Task details — Keep only the lines of the listing that include the word "this", and copy them.

============

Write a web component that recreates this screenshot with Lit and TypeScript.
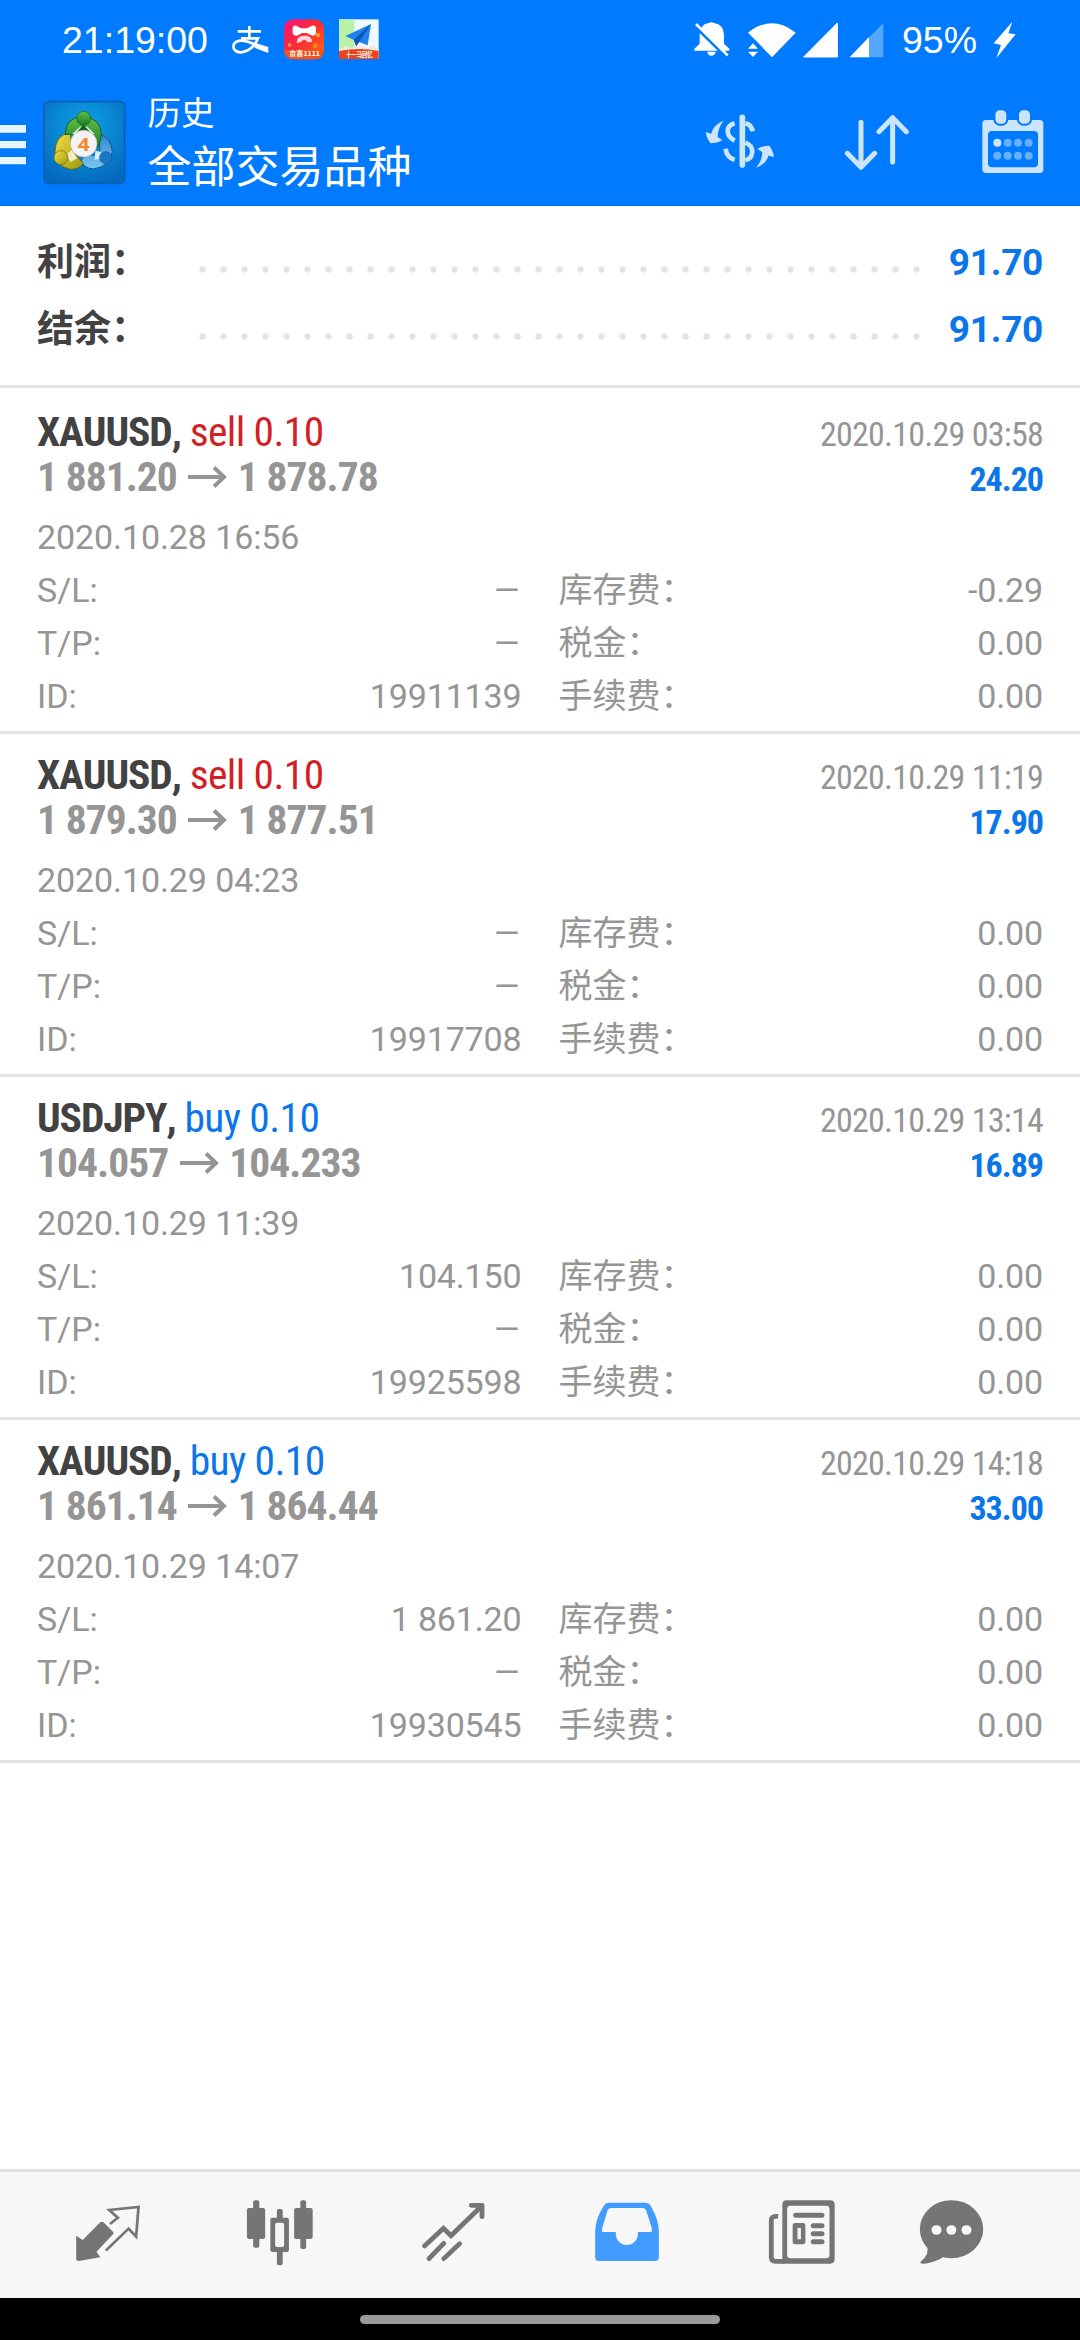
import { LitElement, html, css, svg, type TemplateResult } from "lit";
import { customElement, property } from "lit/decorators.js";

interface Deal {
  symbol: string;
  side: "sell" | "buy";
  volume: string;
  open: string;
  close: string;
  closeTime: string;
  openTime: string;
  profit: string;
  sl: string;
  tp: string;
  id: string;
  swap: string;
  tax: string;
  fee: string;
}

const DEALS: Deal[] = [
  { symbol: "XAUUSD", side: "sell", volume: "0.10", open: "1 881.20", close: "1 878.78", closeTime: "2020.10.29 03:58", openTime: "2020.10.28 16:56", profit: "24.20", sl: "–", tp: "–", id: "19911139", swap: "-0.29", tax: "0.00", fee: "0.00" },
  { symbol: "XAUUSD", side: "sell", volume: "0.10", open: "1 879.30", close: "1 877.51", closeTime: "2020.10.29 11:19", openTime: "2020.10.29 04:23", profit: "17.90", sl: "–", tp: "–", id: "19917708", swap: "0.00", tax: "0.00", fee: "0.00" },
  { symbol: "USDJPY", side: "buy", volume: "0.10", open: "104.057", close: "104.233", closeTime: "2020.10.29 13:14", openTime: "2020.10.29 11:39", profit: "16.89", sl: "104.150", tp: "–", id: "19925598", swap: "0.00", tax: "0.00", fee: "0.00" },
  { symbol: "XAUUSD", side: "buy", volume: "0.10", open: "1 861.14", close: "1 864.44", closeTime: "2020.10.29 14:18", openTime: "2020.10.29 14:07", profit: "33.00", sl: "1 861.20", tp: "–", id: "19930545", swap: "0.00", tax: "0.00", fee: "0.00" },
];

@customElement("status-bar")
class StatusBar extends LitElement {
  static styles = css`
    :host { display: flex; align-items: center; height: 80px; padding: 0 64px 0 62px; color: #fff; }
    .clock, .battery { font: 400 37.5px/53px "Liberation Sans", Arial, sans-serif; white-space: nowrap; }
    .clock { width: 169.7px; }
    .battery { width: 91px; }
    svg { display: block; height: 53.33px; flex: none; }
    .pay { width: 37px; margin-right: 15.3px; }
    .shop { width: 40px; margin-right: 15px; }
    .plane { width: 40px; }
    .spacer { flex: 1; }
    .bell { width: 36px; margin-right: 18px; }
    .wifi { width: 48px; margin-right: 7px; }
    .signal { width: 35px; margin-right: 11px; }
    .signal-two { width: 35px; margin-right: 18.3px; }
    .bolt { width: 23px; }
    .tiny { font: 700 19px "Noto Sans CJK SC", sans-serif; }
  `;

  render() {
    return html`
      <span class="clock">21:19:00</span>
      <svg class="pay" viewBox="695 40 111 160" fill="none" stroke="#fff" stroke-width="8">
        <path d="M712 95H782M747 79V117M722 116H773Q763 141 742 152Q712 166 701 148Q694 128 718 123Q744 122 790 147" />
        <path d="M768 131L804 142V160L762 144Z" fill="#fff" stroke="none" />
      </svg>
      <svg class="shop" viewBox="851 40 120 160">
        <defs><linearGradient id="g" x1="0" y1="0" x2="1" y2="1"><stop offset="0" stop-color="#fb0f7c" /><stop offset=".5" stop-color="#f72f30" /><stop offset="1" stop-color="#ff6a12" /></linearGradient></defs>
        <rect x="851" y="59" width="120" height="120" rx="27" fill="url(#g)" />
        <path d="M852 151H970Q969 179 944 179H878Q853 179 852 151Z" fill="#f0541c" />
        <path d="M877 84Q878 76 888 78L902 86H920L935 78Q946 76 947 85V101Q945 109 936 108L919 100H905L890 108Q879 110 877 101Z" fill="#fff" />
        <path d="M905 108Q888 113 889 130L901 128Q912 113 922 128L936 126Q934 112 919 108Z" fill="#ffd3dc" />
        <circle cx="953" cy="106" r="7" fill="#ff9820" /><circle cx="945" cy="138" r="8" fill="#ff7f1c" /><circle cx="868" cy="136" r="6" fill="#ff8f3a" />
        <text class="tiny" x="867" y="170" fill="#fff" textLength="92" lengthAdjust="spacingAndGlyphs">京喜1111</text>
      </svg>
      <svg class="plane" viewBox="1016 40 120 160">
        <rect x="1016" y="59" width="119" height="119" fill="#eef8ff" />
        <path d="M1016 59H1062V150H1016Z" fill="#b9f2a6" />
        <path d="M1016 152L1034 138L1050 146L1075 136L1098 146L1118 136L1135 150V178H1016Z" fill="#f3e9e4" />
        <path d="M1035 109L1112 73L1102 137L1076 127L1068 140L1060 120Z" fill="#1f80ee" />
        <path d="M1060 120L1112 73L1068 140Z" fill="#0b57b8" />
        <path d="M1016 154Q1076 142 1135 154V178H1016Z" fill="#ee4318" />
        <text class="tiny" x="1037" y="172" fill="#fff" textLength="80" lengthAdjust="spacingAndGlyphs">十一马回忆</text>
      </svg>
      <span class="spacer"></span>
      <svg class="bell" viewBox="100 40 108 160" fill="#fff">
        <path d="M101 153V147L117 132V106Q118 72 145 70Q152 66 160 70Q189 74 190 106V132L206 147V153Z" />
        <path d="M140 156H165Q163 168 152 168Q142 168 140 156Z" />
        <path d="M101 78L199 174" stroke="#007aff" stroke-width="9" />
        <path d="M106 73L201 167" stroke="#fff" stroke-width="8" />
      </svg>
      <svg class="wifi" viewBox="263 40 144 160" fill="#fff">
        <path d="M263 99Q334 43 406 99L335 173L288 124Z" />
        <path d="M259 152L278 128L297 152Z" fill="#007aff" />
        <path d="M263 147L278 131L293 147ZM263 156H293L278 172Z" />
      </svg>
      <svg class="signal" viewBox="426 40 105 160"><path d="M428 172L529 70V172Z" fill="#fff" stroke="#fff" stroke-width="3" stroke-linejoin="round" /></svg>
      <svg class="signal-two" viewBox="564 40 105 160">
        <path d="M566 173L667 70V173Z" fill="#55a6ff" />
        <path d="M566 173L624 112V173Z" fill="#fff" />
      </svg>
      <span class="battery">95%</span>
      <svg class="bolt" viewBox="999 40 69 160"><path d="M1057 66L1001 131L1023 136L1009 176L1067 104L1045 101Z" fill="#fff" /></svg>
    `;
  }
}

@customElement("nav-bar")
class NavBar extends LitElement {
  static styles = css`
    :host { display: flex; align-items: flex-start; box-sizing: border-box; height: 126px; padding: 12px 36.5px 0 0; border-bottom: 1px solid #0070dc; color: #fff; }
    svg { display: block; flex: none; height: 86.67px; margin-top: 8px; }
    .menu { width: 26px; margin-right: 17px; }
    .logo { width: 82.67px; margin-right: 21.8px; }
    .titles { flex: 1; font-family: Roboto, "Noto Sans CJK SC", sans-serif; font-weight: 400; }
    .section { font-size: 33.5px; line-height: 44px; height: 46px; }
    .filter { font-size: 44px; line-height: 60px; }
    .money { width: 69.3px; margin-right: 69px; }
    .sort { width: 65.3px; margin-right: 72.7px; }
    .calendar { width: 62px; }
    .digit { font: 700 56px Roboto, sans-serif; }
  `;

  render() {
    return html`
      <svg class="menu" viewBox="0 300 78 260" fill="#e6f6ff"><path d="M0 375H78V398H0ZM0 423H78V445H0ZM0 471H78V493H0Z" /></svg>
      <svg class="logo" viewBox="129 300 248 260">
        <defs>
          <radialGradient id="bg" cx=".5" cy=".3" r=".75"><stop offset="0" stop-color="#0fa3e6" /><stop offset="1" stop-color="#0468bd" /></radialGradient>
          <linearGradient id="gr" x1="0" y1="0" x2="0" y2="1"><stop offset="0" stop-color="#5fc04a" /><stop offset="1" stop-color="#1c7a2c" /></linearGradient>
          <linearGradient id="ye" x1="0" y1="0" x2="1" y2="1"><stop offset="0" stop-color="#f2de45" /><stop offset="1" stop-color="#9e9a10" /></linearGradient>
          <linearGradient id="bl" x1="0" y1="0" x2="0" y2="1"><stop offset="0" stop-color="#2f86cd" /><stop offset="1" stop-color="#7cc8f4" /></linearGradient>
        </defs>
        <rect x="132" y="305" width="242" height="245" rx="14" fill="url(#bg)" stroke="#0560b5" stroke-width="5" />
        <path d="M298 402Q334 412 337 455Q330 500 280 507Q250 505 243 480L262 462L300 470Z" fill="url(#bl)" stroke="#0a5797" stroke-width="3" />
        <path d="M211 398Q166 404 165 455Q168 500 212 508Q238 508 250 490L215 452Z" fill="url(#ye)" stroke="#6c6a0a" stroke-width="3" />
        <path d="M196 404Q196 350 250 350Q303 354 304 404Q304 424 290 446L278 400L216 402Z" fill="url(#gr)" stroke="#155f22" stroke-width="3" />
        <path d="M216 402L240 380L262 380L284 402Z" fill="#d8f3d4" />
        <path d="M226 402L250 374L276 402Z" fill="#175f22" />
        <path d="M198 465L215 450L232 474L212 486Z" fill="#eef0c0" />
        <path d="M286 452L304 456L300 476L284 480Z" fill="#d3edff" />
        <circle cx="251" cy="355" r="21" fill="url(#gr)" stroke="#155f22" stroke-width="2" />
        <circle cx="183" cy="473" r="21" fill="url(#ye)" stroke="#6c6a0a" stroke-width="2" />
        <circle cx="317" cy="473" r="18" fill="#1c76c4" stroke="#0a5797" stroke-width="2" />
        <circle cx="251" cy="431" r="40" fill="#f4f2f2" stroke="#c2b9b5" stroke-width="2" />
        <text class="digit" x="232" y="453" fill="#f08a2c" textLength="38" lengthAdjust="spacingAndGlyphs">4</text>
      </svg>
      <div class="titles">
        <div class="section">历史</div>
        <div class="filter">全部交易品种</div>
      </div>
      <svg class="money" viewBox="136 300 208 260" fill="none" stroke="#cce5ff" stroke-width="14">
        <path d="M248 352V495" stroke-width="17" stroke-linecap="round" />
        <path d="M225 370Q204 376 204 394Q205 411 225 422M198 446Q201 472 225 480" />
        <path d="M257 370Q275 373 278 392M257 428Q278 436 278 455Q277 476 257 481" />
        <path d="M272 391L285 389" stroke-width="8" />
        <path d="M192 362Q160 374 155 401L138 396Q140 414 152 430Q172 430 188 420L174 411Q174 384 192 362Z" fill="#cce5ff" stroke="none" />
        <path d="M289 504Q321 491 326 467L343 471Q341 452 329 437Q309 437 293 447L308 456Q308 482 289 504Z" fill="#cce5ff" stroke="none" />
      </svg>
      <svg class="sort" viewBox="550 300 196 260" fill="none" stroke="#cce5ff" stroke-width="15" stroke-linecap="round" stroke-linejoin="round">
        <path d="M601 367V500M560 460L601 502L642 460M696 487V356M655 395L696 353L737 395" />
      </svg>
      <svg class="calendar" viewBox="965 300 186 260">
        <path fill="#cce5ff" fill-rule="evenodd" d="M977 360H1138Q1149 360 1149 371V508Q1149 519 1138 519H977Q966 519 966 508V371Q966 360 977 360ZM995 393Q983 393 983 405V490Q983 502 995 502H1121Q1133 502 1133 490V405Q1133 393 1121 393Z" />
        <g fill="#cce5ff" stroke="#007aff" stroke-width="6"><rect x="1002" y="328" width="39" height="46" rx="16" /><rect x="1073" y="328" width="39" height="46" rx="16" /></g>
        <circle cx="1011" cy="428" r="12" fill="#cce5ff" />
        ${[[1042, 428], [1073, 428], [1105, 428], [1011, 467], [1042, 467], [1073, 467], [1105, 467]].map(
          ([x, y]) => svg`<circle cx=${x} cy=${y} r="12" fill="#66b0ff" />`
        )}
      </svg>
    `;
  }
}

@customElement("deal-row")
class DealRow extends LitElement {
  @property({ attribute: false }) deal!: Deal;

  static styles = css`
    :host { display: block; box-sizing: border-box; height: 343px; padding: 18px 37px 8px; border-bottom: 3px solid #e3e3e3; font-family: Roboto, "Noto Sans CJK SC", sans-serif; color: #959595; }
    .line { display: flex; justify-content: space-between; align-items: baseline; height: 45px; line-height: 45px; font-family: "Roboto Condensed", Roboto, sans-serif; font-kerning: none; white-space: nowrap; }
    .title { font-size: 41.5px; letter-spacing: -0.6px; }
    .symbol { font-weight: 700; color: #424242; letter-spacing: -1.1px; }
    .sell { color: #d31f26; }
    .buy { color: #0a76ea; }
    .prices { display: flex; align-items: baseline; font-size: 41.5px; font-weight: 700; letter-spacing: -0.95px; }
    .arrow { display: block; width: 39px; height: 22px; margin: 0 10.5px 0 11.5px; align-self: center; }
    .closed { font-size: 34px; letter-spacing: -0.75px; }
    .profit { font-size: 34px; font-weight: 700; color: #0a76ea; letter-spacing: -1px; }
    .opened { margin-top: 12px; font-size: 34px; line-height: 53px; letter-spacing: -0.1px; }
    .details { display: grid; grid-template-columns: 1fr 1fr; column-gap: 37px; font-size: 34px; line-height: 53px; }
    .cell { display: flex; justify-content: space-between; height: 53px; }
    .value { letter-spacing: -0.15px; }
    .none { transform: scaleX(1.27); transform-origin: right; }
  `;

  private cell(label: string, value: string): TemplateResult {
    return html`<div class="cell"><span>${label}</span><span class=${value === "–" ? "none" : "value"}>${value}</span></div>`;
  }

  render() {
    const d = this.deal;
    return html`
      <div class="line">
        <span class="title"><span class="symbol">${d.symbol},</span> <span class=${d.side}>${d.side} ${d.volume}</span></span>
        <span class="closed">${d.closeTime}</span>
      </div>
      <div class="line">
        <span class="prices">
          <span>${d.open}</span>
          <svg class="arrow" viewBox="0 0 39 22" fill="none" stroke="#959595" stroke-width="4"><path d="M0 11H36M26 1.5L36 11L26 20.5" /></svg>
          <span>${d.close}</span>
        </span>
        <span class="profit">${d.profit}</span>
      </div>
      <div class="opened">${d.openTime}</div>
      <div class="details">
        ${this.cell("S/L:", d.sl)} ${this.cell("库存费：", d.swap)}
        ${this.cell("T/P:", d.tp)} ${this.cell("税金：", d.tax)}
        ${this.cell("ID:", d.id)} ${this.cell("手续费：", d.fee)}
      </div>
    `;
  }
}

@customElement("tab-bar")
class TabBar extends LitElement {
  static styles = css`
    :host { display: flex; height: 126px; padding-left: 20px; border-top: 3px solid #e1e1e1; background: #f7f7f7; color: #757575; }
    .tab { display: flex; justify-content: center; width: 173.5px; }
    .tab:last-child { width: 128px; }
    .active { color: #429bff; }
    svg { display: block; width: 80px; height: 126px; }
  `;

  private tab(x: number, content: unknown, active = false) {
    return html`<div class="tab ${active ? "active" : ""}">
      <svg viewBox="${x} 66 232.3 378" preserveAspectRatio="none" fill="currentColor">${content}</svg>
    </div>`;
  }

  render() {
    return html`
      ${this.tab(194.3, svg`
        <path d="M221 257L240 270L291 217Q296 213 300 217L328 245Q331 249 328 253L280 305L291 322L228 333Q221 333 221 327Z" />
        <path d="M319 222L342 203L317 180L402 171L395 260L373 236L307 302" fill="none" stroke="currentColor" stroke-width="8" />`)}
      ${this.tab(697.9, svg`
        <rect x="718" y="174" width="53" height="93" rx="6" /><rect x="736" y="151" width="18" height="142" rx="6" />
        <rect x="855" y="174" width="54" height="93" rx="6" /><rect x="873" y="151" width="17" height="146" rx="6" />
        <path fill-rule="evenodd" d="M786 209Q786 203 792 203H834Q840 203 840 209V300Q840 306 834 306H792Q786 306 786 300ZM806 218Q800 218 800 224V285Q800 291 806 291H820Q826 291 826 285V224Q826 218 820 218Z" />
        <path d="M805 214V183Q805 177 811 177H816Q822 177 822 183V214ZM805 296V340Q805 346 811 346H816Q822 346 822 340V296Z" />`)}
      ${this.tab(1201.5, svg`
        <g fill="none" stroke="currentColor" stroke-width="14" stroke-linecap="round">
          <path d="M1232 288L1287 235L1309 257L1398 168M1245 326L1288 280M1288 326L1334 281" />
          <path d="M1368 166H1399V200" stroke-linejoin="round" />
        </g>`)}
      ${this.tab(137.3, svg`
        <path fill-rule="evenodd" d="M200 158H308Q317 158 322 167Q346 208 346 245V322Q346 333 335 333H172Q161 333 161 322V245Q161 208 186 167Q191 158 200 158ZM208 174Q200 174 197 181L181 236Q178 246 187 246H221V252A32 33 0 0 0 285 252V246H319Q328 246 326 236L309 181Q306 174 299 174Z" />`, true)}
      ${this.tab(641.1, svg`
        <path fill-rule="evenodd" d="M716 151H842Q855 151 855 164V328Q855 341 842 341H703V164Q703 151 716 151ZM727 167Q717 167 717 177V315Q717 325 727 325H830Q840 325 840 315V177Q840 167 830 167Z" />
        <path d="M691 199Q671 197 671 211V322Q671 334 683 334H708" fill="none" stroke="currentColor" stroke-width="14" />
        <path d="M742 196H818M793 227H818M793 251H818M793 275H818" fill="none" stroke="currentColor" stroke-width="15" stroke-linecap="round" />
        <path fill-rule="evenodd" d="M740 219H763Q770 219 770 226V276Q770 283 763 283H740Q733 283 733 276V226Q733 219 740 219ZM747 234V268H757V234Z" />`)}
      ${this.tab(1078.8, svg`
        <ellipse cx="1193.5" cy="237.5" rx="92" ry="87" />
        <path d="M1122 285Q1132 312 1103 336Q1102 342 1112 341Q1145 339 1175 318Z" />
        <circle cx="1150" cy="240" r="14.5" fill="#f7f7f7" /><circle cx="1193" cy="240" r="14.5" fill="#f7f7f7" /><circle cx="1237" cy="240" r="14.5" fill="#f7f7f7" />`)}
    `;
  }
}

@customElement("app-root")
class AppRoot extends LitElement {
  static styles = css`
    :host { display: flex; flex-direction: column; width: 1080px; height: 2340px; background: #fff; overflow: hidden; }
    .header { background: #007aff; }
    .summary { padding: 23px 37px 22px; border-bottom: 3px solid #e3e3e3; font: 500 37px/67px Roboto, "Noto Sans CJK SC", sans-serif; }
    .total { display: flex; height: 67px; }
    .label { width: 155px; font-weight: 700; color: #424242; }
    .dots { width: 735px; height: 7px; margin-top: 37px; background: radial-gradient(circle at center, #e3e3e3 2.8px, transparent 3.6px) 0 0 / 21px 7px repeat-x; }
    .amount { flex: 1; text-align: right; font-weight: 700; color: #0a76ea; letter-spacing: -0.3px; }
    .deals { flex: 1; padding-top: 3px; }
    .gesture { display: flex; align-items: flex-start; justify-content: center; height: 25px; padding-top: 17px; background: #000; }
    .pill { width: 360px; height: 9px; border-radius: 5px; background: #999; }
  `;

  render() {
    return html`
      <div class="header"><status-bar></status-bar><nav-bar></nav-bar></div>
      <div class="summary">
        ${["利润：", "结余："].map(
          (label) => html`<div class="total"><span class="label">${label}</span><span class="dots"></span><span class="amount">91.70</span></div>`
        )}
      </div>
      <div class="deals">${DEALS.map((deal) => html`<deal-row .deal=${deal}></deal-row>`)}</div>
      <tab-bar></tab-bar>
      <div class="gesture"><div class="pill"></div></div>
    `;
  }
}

============

Result —
Write a web component that recreates this screenshot with Lit and TypeScript.
    const d = this.deal;
        ${this.cell("S/L:", d.sl)} ${this.cell("库存费：", d.swap)}
        ${this.cell("T/P:", d.tp)} ${this.cell("税金：", d.tax)}
        ${this.cell("ID:", d.id)} ${this.cell("手续费：", d.fee)}
      ${this.tab(194.3, svg`
      ${this.tab(697.9, svg`
      ${this.tab(1201.5, svg`
      ${this.tab(137.3, svg`
      ${this.tab(641.1, svg`
      ${this.tab(1078.8, svg`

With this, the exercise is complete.